Well, I’m not talking about trapping where I go out buy a license and traps and set them up out in the wood. I mean something that I have not read about on this site, but I figured that I would give it a shot. I have rabbits running around my house eating my stuff, so guess what I got? Yep. I got some box traps and set them up near my garden.
I baited them and waited, and wait I did. A month went by before anything went inside the trap, but bam, I caught some rabbits. I have four to be exact. Guess what I built myself? A pen, and now I am raising rabbits. I don’t know, but you know what they say about rabbits. So, before I know it, I should have a bunch of rabbits. This should give me some ability to barter and trade.

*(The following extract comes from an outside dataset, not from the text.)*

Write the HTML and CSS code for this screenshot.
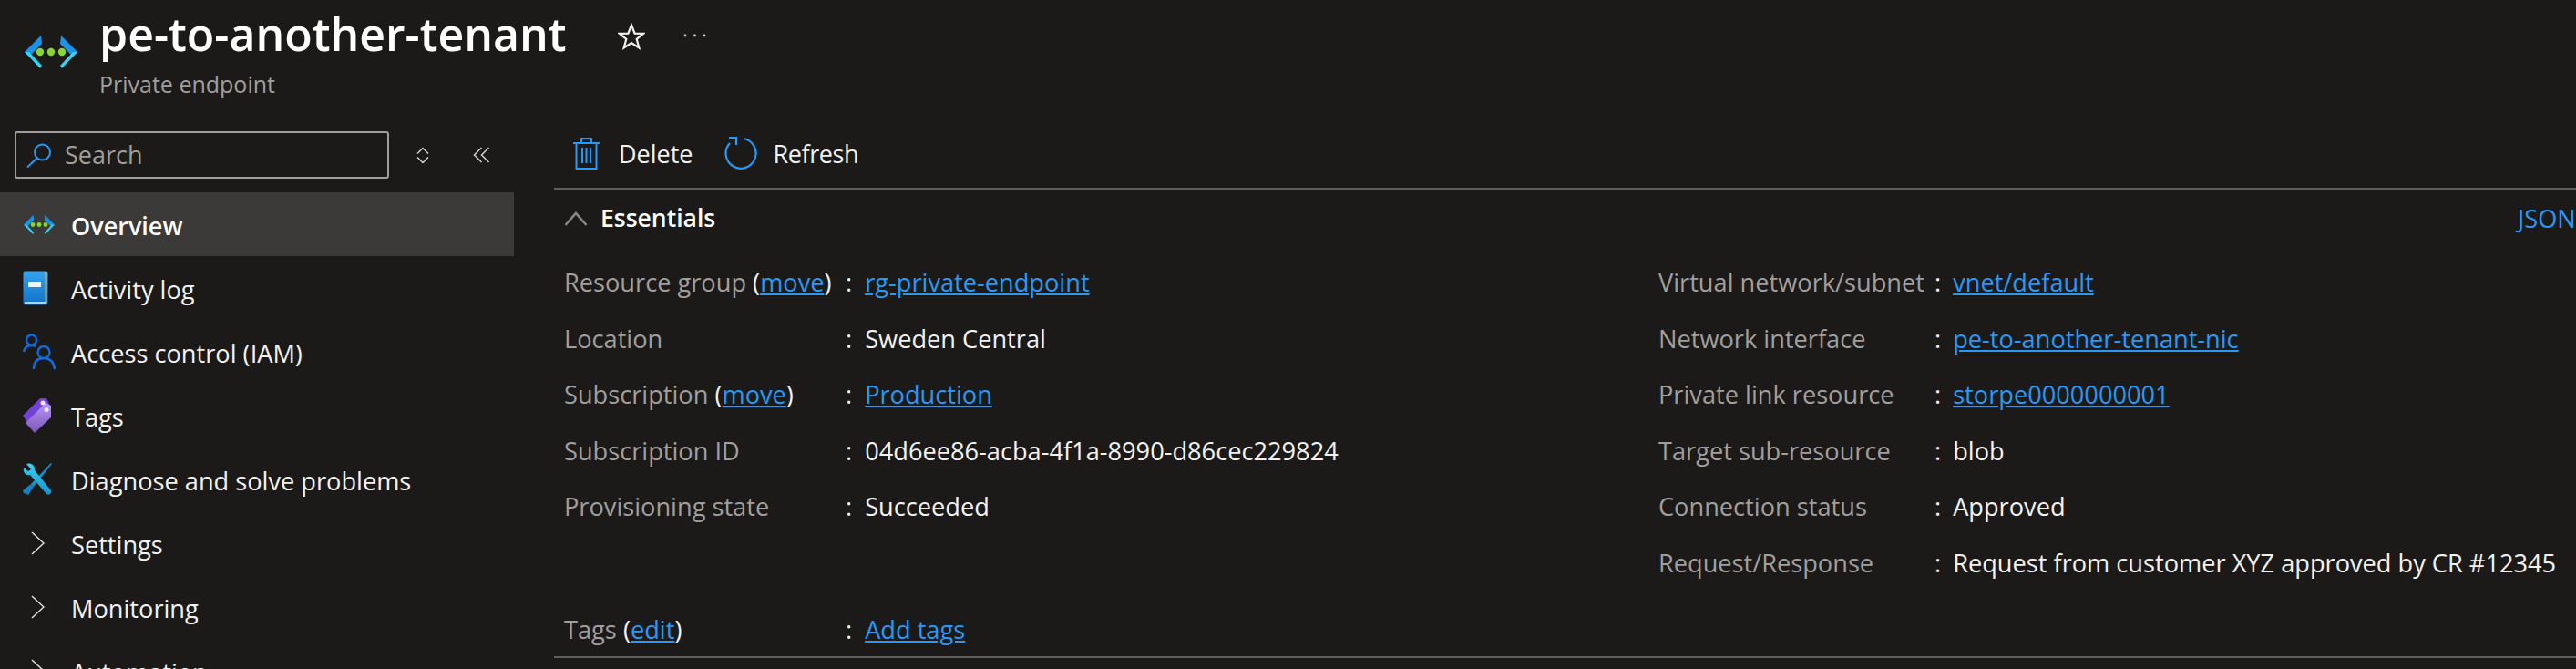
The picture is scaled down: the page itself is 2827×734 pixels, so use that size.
FILE: index.html
```html
<!DOCTYPE html>
<html lang="en">
<head>
<meta charset="utf-8">
<title>pe-to-another-tenant</title>
<link rel="stylesheet" href="styles.css">
</head>
<body>
<svg class="defs" width="0" height="0" aria-hidden="true">
  <defs>
    <linearGradient id="bookG" x1="0" y1="0" x2="0" y2="1"><stop offset="0" stop-color="#37a4ec"/><stop offset="1" stop-color="#0f70c8"/></linearGradient>
    <linearGradient id="tagG" x1="0" y1="0" x2="0" y2="1"><stop offset="0" stop-color="#b796f9"/><stop offset="1" stop-color="#7d55b8"/></linearGradient>
    <linearGradient id="wrenchG" x1="0" y1="0" x2="0" y2="1"><stop offset="0" stop-color="#32d4f5"/><stop offset="1" stop-color="#1a8fca"/></linearGradient>
    <symbol id="pe" viewBox="0 0 62 38">
      <path d="M20 1 L2 19 L7 24 L21 10 Z" fill="#1b93eb"/>
      <path d="M2 19 L19 37 L21 34 L7 19 Z" fill="#32d4f5"/>
      <path d="M42 1 L60 19 L55 24 L41 10 Z" fill="#1b93eb"/>
      <path d="M60 19 L43 37 L41 34 L55 19 Z" fill="#32d4f5"/>
      <circle cx="19" cy="19" r="4.2" fill="#86d633"/>
      <circle cx="31" cy="19" r="4.2" fill="#86d633"/>
      <circle cx="43" cy="19" r="4.2" fill="#86d633"/>
    </symbol>
  </defs>
</svg>

<header class="page-header">
  <svg class="logo" width="62" height="38"><use href="#pe"/></svg>
  <div class="titles">
    <h1 class="title">pe-to-another-tenant</h1>
    <div class="subtitle">Private endpoint</div>
  </div>
  <svg class="star" width="30" height="30" viewBox="0 0 30 30"><path d="M15 2.5 L18.6 11.6 L28 11.9 L20.7 18 L23.3 27.5 L15 22 L6.7 27.5 L9.3 18 L2 11.9 L11.4 11.6 Z" fill="none" stroke="#f3f2f1" stroke-width="2.2" stroke-linejoin="miter"/></svg>
  <svg class="more" width="26" height="4" viewBox="0 0 26 4"><circle cx="2" cy="2" r="1.4" fill="#d2d0ce"/><circle cx="12.500" cy="2" r="1.4" fill="#d2d0ce"/><circle cx="23" cy="2" r="1.4" fill="#d2d0ce"/></svg>
</header>

<div class="layout">
  <nav class="sidebar">
    <div class="search-row">
      <div class="search-box">
        <svg class="search-icon" width="28" height="27" viewBox="0 0 28 27"><circle cx="17.500" cy="10" r="8.500" fill="none" stroke="#2899f5" stroke-width="2"/><path d="M11.500 16.500 L1 26.500" stroke="#2899f5" stroke-width="2" fill="none"/></svg>
        <span class="search-text">Search</span>
      </div>
      <svg class="updown" width="16" height="19" viewBox="0 0 16 19"><path d="M2 7.500 L8 1.500 L14 7.500 M2 11.500 L8 17.500 L14 11.500" fill="none" stroke="#d2d0ce" stroke-width="1.500"/></svg>
      <svg class="collapse" width="19" height="18" viewBox="0 0 19 18"><path d="M9.500 1 L1.500 9 L9.500 17 M17.500 1 L9.500 9 L17.500 17" fill="none" stroke="#d2d0ce" stroke-width="1.500"/></svg>
    </div>
    <ul class="nav">
      <li class="nav-item active"><span class="nav-icon"><svg width="36" height="25"><use href="#pe"/></svg></span>Overview</li>
      <li class="nav-item"><span class="nav-icon"><svg width="28" height="38" viewBox="0 0 28 38"><rect x="0.500" y="0.500" width="27" height="37" rx="2" fill="url(#bookG)"/><path d="M25.500 1 V35 H2" fill="none" stroke="#e8f4fd" stroke-width="1.500"/><rect x="6" y="12" width="14" height="6" fill="#f0f6fb"/></svg></span>Activity log</li>
      <li class="nav-item"><span class="nav-icon"><svg width="36" height="40" viewBox="0 0 36 40"><g fill="none" stroke="#0f6cde" stroke-width="2.400"><circle cx="9.500" cy="7" r="5.500"/><path d="M1 20 C2 15 5 13 9.500 13 C11 13 13 13.500 14 14.500"/><circle cx="23" cy="20.500" r="6.500"/><path d="M12 39 C12 31 16 27 23 27 C30 27 34 31 35 39"/></g></svg></span>Access control (IAM)</li>
      <li class="nav-item"><span class="nav-icon"><svg width="32" height="38" viewBox="0 0 32 38"><path d="M0 19 L19 0 L26 0 L29 6 L29 10 L8 31 Z" fill="#7340d8"/><path d="M3 27 L25 5 L31 8 L31 21 L13 38 Z" fill="url(#tagG)"/><circle cx="22" cy="5" r="2.500" fill="#efe6ff"/><circle cx="26" cy="12.500" r="2.500" fill="#efe6ff"/></svg></span>Tags</li>
      <li class="nav-item"><span class="nav-icon"><svg width="32" height="36" viewBox="0 0 32 36"><path d="M31 0 L32 1 L12 26 L9 23 Z" fill="#1a8fca"/><path d="M9 23 L12 26 L6 35 L1 33 L0 30 Z" fill="#1a7fbf"/><path d="M4 1 C9 -1 14 3 13 8 L31 30 C32 33 29 36 26 34 L8 13 C3 14 0 10 1 5 L6 9 L9 7 Z" fill="url(#wrenchG)"/></svg></span>Diagnose and solve problems</li>
      <li class="nav-item"><span class="nav-icon"><svg class="chev" width="15" height="26" viewBox="0 0 15 26"><path d="M1 1 L14 13 L1 25" fill="none" stroke="#e1dfdd" stroke-width="1.500"/></svg></span>Settings</li>
      <li class="nav-item"><span class="nav-icon"><svg class="chev" width="15" height="26" viewBox="0 0 15 26"><path d="M1 1 L14 13 L1 25" fill="none" stroke="#e1dfdd" stroke-width="1.500"/></svg></span>Monitoring</li>
      <li class="nav-item"><span class="nav-icon"><svg class="chev" width="15" height="26" viewBox="0 0 15 26"><path d="M1 1 L14 13 L1 25" fill="none" stroke="#e1dfdd" stroke-width="1.500"/></svg></span>Automation</li>
    </ul>
  </nav>

  <main class="content">
    <div class="toolbar">
      <button class="tool delete">
        <svg width="29" height="35" viewBox="0 0 29 35"><g fill="none" stroke="#2899f5" stroke-width="2"><path d="M0 6 H29"/><path d="M9 6 V1 H20 V6"/><path d="M3.500 6 V34 H25.500 V6"/><path d="M10 11 V28 M14.500 11 V28 M19 11 V28"/></g></svg>
        <span>Delete</span>
      </button>
      <button class="tool refresh">
        <svg width="36" height="36" viewBox="0 0 36 36"><g fill="none" stroke="#2899f5" stroke-width="2.200"><path d="M21 2 A16.500 16.500 0 1 1 6 7"/><path d="M4 1 L12 1 L12 9" transform="translate(1 0)"/></g></svg>
        <span>Refresh</span>
      </button>
    </div>

    <section class="essentials">
      <div class="ess-head">
        <svg class="ess-chev" width="26" height="16" viewBox="0 0 26 16"><path d="M1.500 15 L13 2 L24.500 15" fill="none" stroke="#8a8886" stroke-width="2.500"/></svg>
        <h2 class="ess-title">Essentials</h2>
        <a class="link json" href="#">JSON</a>
      </div>
      <div class="ess-cols">
        <dl class="col col-left">
          <div class="row"><dt>Resource group <b>(</b><a class="link" href="#">move</a><b>)</b></dt><dd><a class="link" href="#">rg-private-endpoint</a></dd></div>
          <div class="row"><dt>Location</dt><dd>Sweden Central</dd></div>
          <div class="row"><dt>Subscription <b>(</b><a class="link" href="#">move</a><b>)</b></dt><dd><a class="link" href="#">Production</a></dd></div>
          <div class="row"><dt>Subscription ID</dt><dd>04d6ee86-acba-4f1a-8990-d86cec229824</dd></div>
          <div class="row"><dt>Provisioning state</dt><dd>Succeeded</dd></div>
        </dl>
        <dl class="col col-right">
          <div class="row"><dt>Virtual network/subnet</dt><dd><a class="link" href="#">vnet/default</a></dd></div>
          <div class="row"><dt>Network interface</dt><dd><a class="link" href="#">pe-to-another-tenant-nic</a></dd></div>
          <div class="row"><dt>Private link resource</dt><dd><a class="link" href="#">storpe0000000001</a></dd></div>
          <div class="row"><dt>Target sub-resource</dt><dd>blob</dd></div>
          <div class="row"><dt>Connection status</dt><dd>Approved</dd></div>
          <div class="row"><dt>Request/Response</dt><dd>Request from customer XYZ approved by CR #12345</dd></div>
        </dl>
      </div>
      <dl class="col col-left tags-row">
        <div class="row"><dt>Tags <b>(</b><a class="link" href="#">edit</a><b>)</b></dt><dd><a class="link" href="#">Add tags</a></dd></div>
      </dl>
    </section>
  </main>
</div>
</body>
</html>
```

FILE: styles.css
```css
* { box-sizing: border-box; }
html, body { margin: 0; padding: 0; height: 734px; overflow: hidden; background: #1b1a19; }
body { font-family: "Open Sans", "Noto Sans", sans-serif; font-size: 27.2px; color: #f3f2f1; width: 2827px; }
.defs { position: absolute; }

.page-header { display: flex; align-items: flex-start; height: 143px; padding-left: 25px; }
.logo { margin-top: 38px; flex: none; }
.titles { margin-left: 22px; width: 569px; }
.title { margin: 0; font-size: 50px; line-height: 68px; font-weight: 600; color: #fff; padding-top: 3px; }
.subtitle { font-size: 25px; line-height: 34px; color: #a19f9d; margin-top: 4px; }
.star { margin-top: 25px; flex: none; }
.more { margin: 37px 0 0 42px; flex: none; }

.layout { display: flex; height: 591px; }
.sidebar { width: 564px; flex: none; }
.search-row { display: flex; align-items: center; height: 68px; padding-left: 16px; }
.search-box { display: flex; align-items: center; width: 411px; height: 52px; margin-top: -14px; border: 2px solid #a19f9d; border-radius: 3px; padding-left: 11px; }
.search-text { color: #a19f9d; margin-left: 14px; line-height: 30px; font-size: 27px; }
.updown { margin: -14px 0 0 29px; }
.collapse { margin: -14px 0 0 47px; }

.nav { list-style: none; margin: 0; padding: 0; }
.nav-item { display: flex; align-items: center; height: 70px; padding-top: 3px; white-space: nowrap; color: #f3f2f1; }
.nav-item.active { background: #3b3a39; font-weight: 600; font-size: 27px; color: #fff; }
.nav-icon { width: 78px; padding-left: 25px; flex: none; display: flex; align-items: center; margin-top: -3px; }
.nav-icon .chev { margin-left: 9px; }

.content { flex: 1; min-width: 0; padding-left: 44px; }
.toolbar { display: flex; height: 66px; border-bottom: 2px solid #605e5c; padding: 0 0 10px 21px; margin-top: -1px; align-items: center; }
.tool { display: flex; align-items: center; background: none; border: 0; padding: 0; color: #f3f2f1; font: inherit; font-size: 27px; margin-top: -2px; }
.tool svg { flex: none; }
.delete span { margin-left: 21px; }
.refresh { margin-left: 34px; }
.refresh span { margin-left: 18px; letter-spacing: -0.4px; }

.essentials { border-bottom: 2px solid #605e5c; padding-left: 11px; height: 514px; width: 2300px; }
.ess-head { display: flex; align-items: center; height: 52px; padding-top: 10px; }
.ess-chev { flex: none; margin-top: 2px; }
.ess-title { margin: 0 0 0 14px; font-size: 26.500px; font-weight: 600; color: #fff; }
.link { color: #2899f5; text-decoration: underline; }
.link.json { margin-left: auto; text-decoration: none; white-space: nowrap; width: 145px; flex: none; }
.ess-cols { display: flex; margin-top: 19px; }
.col { margin: 0; }
.col-left { width: 1201px; }
.row { display: flex; height: 61.500px; align-items: center; white-space: nowrap; }
.row dt { color: #a19f9d; }
.row dt b { color: #f3f2f1; font-weight: 400; }
.row dd { margin: 0; color: #f3f2f1; }
.row dd::before { content: ":"; color: #f3f2f1; margin-right: 14px; }
.col-left dt { width: 309px; flex: none; }
.col-right dt { width: 303px; flex: none; }
.col-right dd::before { margin-right: 13px; }
.tags-row { margin-top: 12px; }
```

Now, what have I learned the last two years? Well, first, I learned that if you think you are going to garden to survive, you are probably out of your mind, and you will be dead within a year. Gardening is "guard" and "you need a lot of space to feed yourself and a family for a year". Secondly, success only happen after repeated failures. I guess that in business, gardens, and everything else in life, you have to fail multiple times before you get it right. I’m two years in, and I know that it will take me forever to be able to sustain myself on a garden. Next, find the positive in everything that goes wrong. I have started a new survival tactic, because they were eating my food. So I created a food supply by losing one. And lastly, never under any circumstance give up. In a failed society, every little thing will help. Even if all you get out of a garden is mint and tomatoes, at least it’s something. By the way, there are no big box stores to get the stuff you need for a garden, so stock up now and attempt to find alternative methods.